Gurney and Brabham are still in close company despite the fact that the sickening Porsche is only just able to hold off Brabham. For the last 30 laps, Hill’s B.R.M. is the only car to stay on the lead lap. Hill slightly closes the gap to Clark during the remaining laps. In the end, the chequered flag heralds Clark as the winner of the 4th United States Grand Prix at record speed. The B.R.M. driver finishes 2nd, 9.2 seconds behind the leader. McLaren (Cooper) is 3rd albeit 1 lap down on the winner. Brabham (Brabham) is 4th ahead of Gurney (Porsche), and Gregory (Lotus B.R.M.). Five different manufacturers finish in the top-5. Maggs is 7th (Cooper) after finishing 3 laps down on Clark. 8th and 9th positions go to Ireland and Penske. The unknown Schroeder finishes 10th, 7 laps behind Clark. Hap Sharp is a further 2 laps behind Schroeder. Taylor’s Lotus completes 85 laps whilst Bonnier only 79. Seven cars do not complete the race. Let’s talk about the points’ situation in the World Drivers’ Championship. Clark becomes Champion if he wins the South African Grand Prix. If he doesn’t, then Hill is World Champion. Lotus thus win the US Grand Prix, opening the fight for the title with only one race left to run.
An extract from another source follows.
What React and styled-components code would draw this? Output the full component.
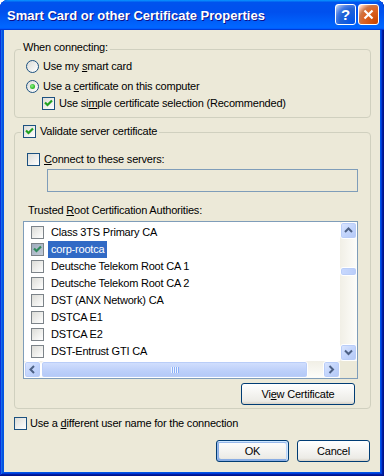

The result obtained by Clark make the South African Grand Prix an unknown: if Hill should win, or place himself in front of Clark, he would be elected World Champion, but if Clark should win the first position he would be the one to become the winner of the current championship. The showdown would take place at the East London circuit on 29 December 1962, more than two months from now, and will decide the winner of the thirteenth Formula One season.